Connection · November 25, 2024 · 4 min read

The Walk-and-Talk Instead of the Meeting

Taking the conversation outside and putting it in motion, so the talk can find its own pace.

Connection ritual illustration

Most serious conversations happen sitting down, facing one another, in rooms designed for the purpose. There is a table, there are chairs, there is the slight formality of being arranged opposite someone with the matter laid out between you. It works, but it is not the only way, and often it is not the best one.

The walk-and-talk takes the same conversation and changes two things about it: the people are side by side rather than facing off, and they are moving. Both changes, small as they seem, quietly transform what gets said and how easily it comes out. It is the same two people, the same subject, the same hour set aside, and yet the conversation that happens is a different and usually better one.

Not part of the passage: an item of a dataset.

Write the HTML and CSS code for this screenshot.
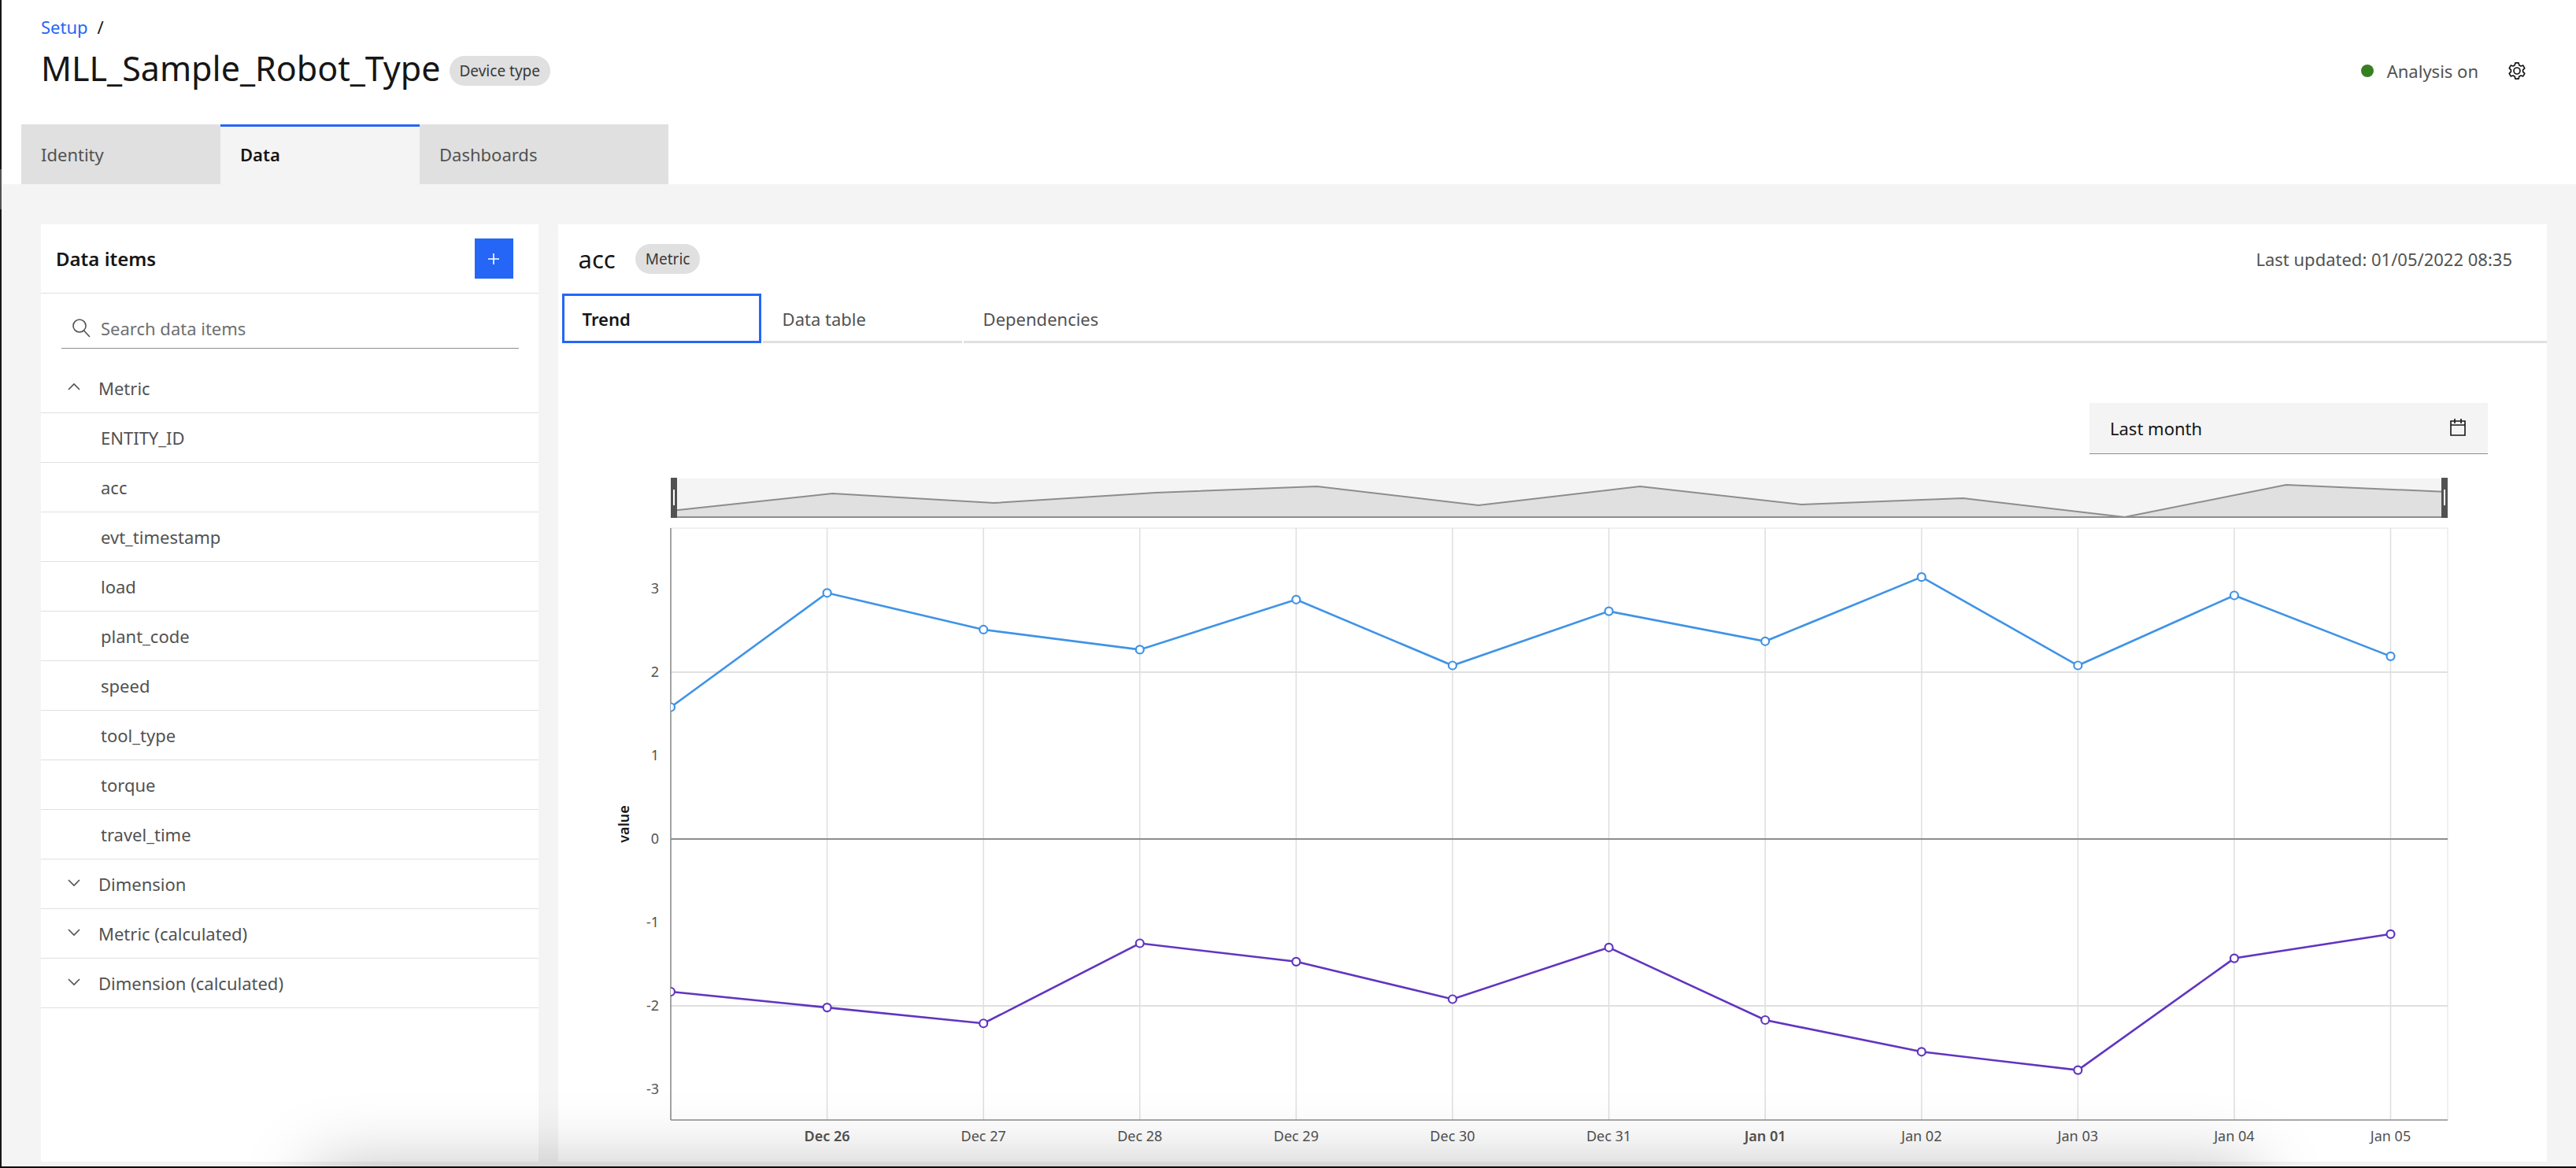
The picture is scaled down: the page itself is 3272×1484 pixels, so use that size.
FILE: index.html
```html
<!DOCTYPE html>
<html lang="en">
<head>
    <meta charset="UTF-8">
    <meta name="viewport" content="width=device-width, initial-scale=1.0">
    <title>MLL_Sample_Robot_Type</title>
    <link rel="stylesheet" href="styles.css">
</head>
<body>
    <header class="page-header">
        <nav class="breadcrumb" aria-label="Breadcrumb">
            <a href="#">Setup</a>
            <span>/</span>
        </nav>
        <div class="title-row">
            <h1>MLL_Sample_Robot_Type</h1>
            <span class="tag">Device type</span>
            <div class="status">
                <span class="status-dot"></span>
                <span>Analysis on</span>
                <button type="button" class="icon-button" aria-label="Settings">
                    <svg viewBox="0 0 24 24" width="24" height="24" fill="none" stroke="currentColor" stroke-width="1.7" stroke-linejoin="round">
                        <path d="M10 1.800h4l.8 3 2 1.200 3-.9 2 3.500-2.200 2.200v2.400l2.200 2.200-2 3.500-3-.9-2 1.200-.8 3h-4l-.8-3-2-1.200-3 .9-2-3.500 2.200-2.200v-2.400L2.200 8.600l2-3.500 3 .9 2-1.200z"/>
                        <circle cx="12" cy="12" r="4"/>
                    </svg>
                </button>
            </div>
        </div>
        <div class="main-tabs" role="tablist">
            <button type="button" role="tab">Identity</button>
            <button type="button" role="tab" class="selected" aria-selected="true">Data</button>
            <button type="button" role="tab" class="wide">Dashboards</button>
        </div>
    </header>

    <main class="content">
        <section class="panel">
            <div class="panel-header">
                <h2>Data items</h2>
                <button type="button" class="add-button" aria-label="Add data item">
                    <svg viewBox="0 0 14 14" width="14" height="14" stroke="currentColor" stroke-width="1.6"><path d="M7 0v14M0 7h14"/></svg>
                </button>
            </div>
            <div class="search">
                <svg viewBox="0 0 24 24" width="24" height="24" fill="none" stroke="currentColor" stroke-width="1.6"><circle cx="10" cy="9" r="8"/><path d="M15.500 15l7.500 8"/></svg>
                <input type="search" aria-label="Search data items" placeholder="Search data items">
            </div>
            <ul class="item-list">
                <li><button type="button" class="category" aria-expanded="true"><svg viewBox="0 0 16 14" width="16" height="14"><path d="M1 9l7-7 7 7"/></svg>Metric</button></li>
                <li><button type="button">ENTITY_ID</button></li>
                <li><button type="button">acc</button></li>
                <li><button type="button">evt_timestamp</button></li>
                <li><button type="button">load</button></li>
                <li><button type="button">plant_code</button></li>
                <li><button type="button">speed</button></li>
                <li><button type="button">tool_type</button></li>
                <li><button type="button">torque</button></li>
                <li><button type="button">travel_time</button></li>
                <li><button type="button" class="category"><svg viewBox="0 0 16 14" width="16" height="14"><path d="M1 2l7 7 7-7"/></svg>Dimension</button></li>
                <li><button type="button" class="category"><svg viewBox="0 0 16 14" width="16" height="14"><path d="M1 2l7 7 7-7"/></svg>Metric (calculated)</button></li>
                <li><button type="button" class="category"><svg viewBox="0 0 16 14" width="16" height="14"><path d="M1 2l7 7 7-7"/></svg>Dimension (calculated)</button></li>
            </ul>
        </section>

        <section class="panel">
            <div class="detail-header">
                <h2>acc</h2>
                <span class="tag">Metric</span>
                <span class="updated">Last updated: 01/05/2022 08:35</span>
            </div>
            <div class="sub-tabs" role="tablist">
                <button type="button" role="tab" class="selected" aria-selected="true">Trend</button>
                <button type="button" role="tab">Data table</button>
                <button type="button" role="tab">Dependencies</button>
            </div>
            <div class="trend">
                <button type="button" class="date-picker">
                    <span>Last month</span>
                    <svg viewBox="0 0 24 24" width="24" height="24" fill="none" stroke="currentColor" stroke-width="1.6"><path d="M3 3h18v18H3zM3 8h18M8 0v6M16 0v6"/></svg>
                </button>
                <svg id="trendChart" class="chart" role="img" aria-label="acc trend"></svg>
            </div>
        </section>
    </main>
    <div class="bottom-shadow"></div>

    <script src="chart.js"></script>
</body>
</html>
```
FILE: styles.css
```css
* {
    box-sizing: border-box;
}
body {
    font-family: "Noto Sans", sans-serif;
    font-size: 22px;
    line-height: 28px;
    display: flex;
    flex-direction: column;
    min-height: 100vh;
    margin: 0;
    border-left: 2px solid #161616;
    border-bottom: 2px solid #000;
    background-color: #f4f4f4;
    color: #525252;
}
/* lighter mark on the dark window edge */
body::before {
    content: "";
    position: absolute;
    left: 0;
    top: 215px;
    width: 2px;
    height: 51px;
    background-color: #525252;
}
button, input {
    font: inherit;
    color: inherit;
    margin: 0;
    padding: 0;
    border: none;
    border-radius: 0;
    background: none;
    text-align: left;
}
button {
    cursor: pointer;
}
svg {
    display: block;
    flex: none;
}
h1, h2 {
    margin: 0;
    color: #161616;
}
.page-header {
    background-color: #fff;
    padding: 20px 50px 0;
}
.breadcrumb {
    display: flex;
    gap: 12px;
    color: #161616;
}
.breadcrumb a {
    color: #2566f7;
    text-decoration: none;
}
.title-row {
    display: flex;
    align-items: center;
    margin-top: 10px;
    height: 64px;
}
h1 {
    padding-bottom: 6px;
    font-size: 43px;
    line-height: 58px;
    font-weight: 400;
}
.tag {
    height: 38px;
    margin-left: 11px;
    padding: 0 13px;
    border-radius: 19px;
    background-color: #e0e0e0;
    color: #393939;
    font-size: 19px;
    line-height: 38px;
}
.status {
    display: flex;
    align-items: center;
    gap: 17px;
    margin-left: auto;
}
.status-dot {
    width: 16px;
    height: 16px;
    border-radius: 50%;
    background-color: #378022;
}
.icon-button {
    margin: 0 13px 0 20px;
    color: #161616;
}
/* main tabs hang a little left of the header text */
.main-tabs {
    display: flex;
    margin: 36px 0 0 -25px;
}
.main-tabs button {
    width: 253px;
    height: 76px;
    padding: 0 25px;
    background-color: #e0e0e0;
}
.main-tabs .wide {
    width: 316px;
}
.main-tabs .selected {
    border-top: 3px solid #2566f7;
    padding-bottom: 3px;
    background-color: #f4f4f4;
    color: #161616;
    font-weight: 600;
}
.content {
    flex: 1;
    display: grid;
    grid-template-columns: minmax(0, 1fr) minmax(0, 4fr);
    gap: 25px;
    padding: 51px 37px 6px 50px;
}
.panel {
    background-color: #fff;
}
.panel-header {
    display: flex;
    align-items: center;
    justify-content: space-between;
    height: 88px;
    padding: 0 32px 0 19px;
    border-bottom: 1px solid #e0e0e0;
}
.panel-header h2 {
    font-size: 24px;
    font-weight: 600;
}
.add-button {
    display: flex;
    align-items: center;
    justify-content: center;
    width: 49px;
    height: 51px;
    background-color: #2566f7;
    color: #fff;
}
.search {
    display: flex;
    align-items: center;
    gap: 13px;
    height: 51px;
    margin: 19px 25px 19px 26px;
    padding-left: 13px;
    border-bottom: 1px solid #8d8d8d;
}
.search input {
    flex: 1;
    min-width: 0;
    outline: none;
}
.search input::placeholder {
    color: #6f6f6f;
    opacity: 1;
}
.item-list {
    list-style: none;
    margin: 0;
    padding: 0;
}
.item-list button {
    display: block;
    width: 100%;
    height: 63px;
    padding-left: 76px;
    border-bottom: 1px solid #e0e0e0;
}
.item-list .category {
    display: flex;
    align-items: center;
    gap: 23px;
    padding-left: 34px;
}
.category svg {
    fill: none;
    stroke: #525252;
    stroke-width: 1.6;
}
.detail-header {
    display: flex;
    align-items: center;
    height: 88px;
    padding: 0 44px 0 26px;
}
.detail-header h2 {
    font-size: 31px;
    font-weight: 400;
}
.detail-header .tag {
    margin-left: 25px;
}
.updated {
    margin-left: auto;
}
.sub-tabs {
    display: flex;
    gap: 2px;
    padding-left: 5px;
}
.sub-tabs button {
    width: 253px;
    height: 63px;
    padding: 3px 25px 0;
    border-bottom: 3px solid #e0e0e0;
}
.sub-tabs button:last-child {
    flex: 1;
}
.sub-tabs .selected {
    padding: 0 23px;
    border: 3px solid #2566f7;
    color: #161616;
    font-weight: 600;
}
.trend {
    padding: 76px 75px 0;
}
.date-picker {
    display: flex;
    align-items: center;
    justify-content: space-between;
    width: 506px;
    height: 65px;
    margin: 0 0 30px auto;
    padding: 0 26px;
    border-bottom: 1px solid #8d8d8d;
    background-color: #f4f4f4;
    color: #161616;
}
.chart {
    width: 100%;
    height: 852px;
    overflow: visible;
}
.chart text {
    font-size: 18px;
    fill: #525252;
}
.chart .bold {
    font-weight: 600;
}
.chart .axis-title {
    font-weight: 600;
    fill: #161616;
}
/* soft shadow along the bottom edge of the window */
.bottom-shadow {
    position: fixed;
    left: 400px;
    right: 410px;
    bottom: -200px;
    height: 200px;
    pointer-events: none;
    box-shadow: 0 0 90px rgba(0, 0, 0, 0.26);
}
```
FILE: chart.js
```js
const svg = document.getElementById('trendChart');
const labels = ['', 'Dec 26', 'Dec 27', 'Dec 28', 'Dec 29', 'Dec 30', 'Dec 31', 'Jan 01', 'Jan 02', 'Jan 03', 'Jan 04', 'Jan 05'];
const boldLabels = ['Dec 26', 'Jan 01'];
const series = [
    { color: '#3f93e6', values: [1.58, 2.95, 2.51, 2.27, 2.87, 2.08, 2.73, 2.37, 3.14, 2.08, 2.92, 2.19] },
    { color: '#6135c0', values: [-1.83, -2.02, -2.21, -1.25, -1.47, -1.92, -1.30, -2.17, -2.55, -2.77, -1.43, -1.14] }
];
// overview strip, height above its base line
const overview = [8, 30, 18, 31, 39, 15, 39, 16, 24, 0, 41, 32];

const marginLeft = 68;
const marginRight = 51;
const plotTop = 64;
const plotBottom = 816;
const zeroY = 459;
const unit = 106;

function add(name, attrs, text) {
    const el = document.createElementNS('http://www.w3.org/2000/svg', name);
    for (const key in attrs) {
        el.setAttribute(key, attrs[key]);
    }
    if (text !== undefined) {
        el.textContent = text;
    }
    svg.appendChild(el);
    return el;
}

function line(x1, y1, x2, y2, color, width) {
    add('line', { x1, y1, x2, y2, stroke: color, 'stroke-width': width });
}

function drawChart() {
    svg.innerHTML = '';
    const left = marginLeft;
    const right = svg.clientWidth - marginRight;
    const width = right - left;
    // the last day is followed by a short part of the next one
    const step = width / 11.365;
    const y = value => zeroY - value * unit;

    // overview strip with its two handles
    add('rect', { x: left, y: 1, width: width, height: 49, fill: '#f4f4f4' });
    const strip = overview.map((v, i) => `${left + i * width / 11},${50 - v}`).join(' ');
    add('polygon', { points: `${left},50 ${strip} ${right},50`, fill: '#e0e0e0' });
    add('polyline', { points: strip, fill: 'none', stroke: '#8d8d8d', 'stroke-width': 2 });
    line(left, 50, right, 50, '#8d8d8d', 2);
    [left, right - 8].forEach(x => {
        add('rect', { x: x, y: 0, width: 8, height: 51, fill: '#525252' });
        add('rect', { x: x + 3, y: 15, width: 2, height: 20, fill: '#fff' });
    });

    // grid and axes
    line(left, plotTop, right, plotTop, '#e0e0e0', 1);
    line(right, plotTop, right, plotBottom, '#e0e0e0', 1);
    [2, -2].forEach(v => line(left, y(v), right, y(v), '#e0e0e0', 2));
    for (let i = 1; i < labels.length; i++) {
        line(left + i * step, plotTop, left + i * step, plotBottom, '#e0e0e0', 1.6);
    }
    line(left, y(0), right, y(0), '#8d8d8d', 2);
    line(left, plotTop, left, plotBottom, '#8d8d8d', 1.6);
    line(left, plotBottom, right, plotBottom, '#8d8d8d', 1.6);

    for (let v = -3; v <= 3; v++) {
        add('text', { x: left - 15, y: y(v) + 6, 'text-anchor': 'end' }, v);
    }
    labels.forEach((label, i) => {
        add('text', {
            x: left + i * step, y: plotBottom + 27, 'text-anchor': 'middle',
            class: boldLabels.includes(label) ? 'bold' : ''
        }, label);
    });
    add('text', { class: 'axis-title', 'text-anchor': 'middle', transform: `translate(${left - 53} 440) rotate(-90)` }, 'value');

    // markers on the first day are cut by the axis
    add('clipPath', { id: 'plot' }).innerHTML = `<rect x="${left}" y="${plotTop}" width="${width}" height="${plotBottom - plotTop}"/>`;
    series.forEach(s => {
        add('polyline', {
            points: s.values.map((v, i) => `${left + i * step},${y(v)}`).join(' '),
            fill: 'none', stroke: s.color, 'stroke-width': 2.6
        });
        s.values.forEach((v, i) => {
            add('circle', { cx: left + i * step, cy: y(v), r: 5, fill: '#fff', stroke: s.color, 'stroke-width': 2.2, 'clip-path': 'url(#plot)' });
        });
    });
}

drawChart();
window.addEventListener('resize', drawChart);
```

Side by side is easier than face to face

Sitting across from someone is, however friendly, a faintly confrontational arrangement. You are watched. Every flicker of your expression is on display, and you are reading theirs in return, and all that mutual scrutiny adds a low hum of pressure to whatever you are discussing.

Walking dissolves that. Shoulder to shoulder, eyes on the path ahead, neither of you is studying the other's face. The pressure to perform a reaction drops away. People who clam up across a desk will, on a footpath, talk freely, precisely because they are not being looked at while they do it.

This is why difficult news is so often delivered on the move, why parents have long known that the truest conversations with a teenager happen in the car, eyes forward, nobody required to hold a gaze. The side-by-side arrangement lowers the stakes of every sentence. You can say the hard thing and keep walking, and the walking carries you both gently past the moment of having said it.

Movement loosens the mind

There is something about a walking pace that suits the pace of honest thought. The body is gently occupied, the scenery slides by, and the mind, freed from the stillness of the meeting room, wanders into territory it would not have reached sitting down. Ideas arrive between sentences. Difficult things get said on the move that would have stuck in the throat at a table.

The rhythm helps, too. A pause in conversation across a table grows awkward fast; the silence just sits there, demanding to be filled. On a walk, a pause is filled with footsteps and birdsong and the next corner, so silences breathe rather than loom, and people feel free to think before they speak. Some of the best moments of a walking conversation are wordless altogether, a shared quiet that would be unbearable in a meeting room but feels entirely natural with the pavement passing underfoot.

People who clam up across a desk will, on a footpath, talk freely, precisely because they are not being looked at while they do it.

When it works best

The walk-and-talk suits the conversation that is more about thinking than deciding. The one-to-one catch-up. The tricky bit of feedback. The talk where someone needs to think aloud without a screen recording every word. It is less suited to the meeting that needs documents and a whiteboard, so use it for the human conversations rather than the technical ones.

It need not be ambitious, either. A loop around the block is plenty. The point is not the distance covered but the change of mode, the act of standing up, stepping outside, and letting the conversation find its legs. There is no need for scenery or fresh country air, pleasant as those are; a dull pavement and a grey sky will do the work just as well, because the magic is in the moving, not the view.

A small rebellion against the room

There is a quiet pleasure, too, in declining the default. So much of working life funnels us into rooms and onto screens that simply walking out of the building to talk feels almost subversive, a small reclaiming of the conversation as a human thing rather than a scheduled event in a booked space.

So the next time a meeting could just as easily be a walk, suggest the walk. Step outside, fall into step, and let the moving and the not-being-watched do their gentle work. You will be surprised how much more easily the real conversation arrives when it is allowed to move.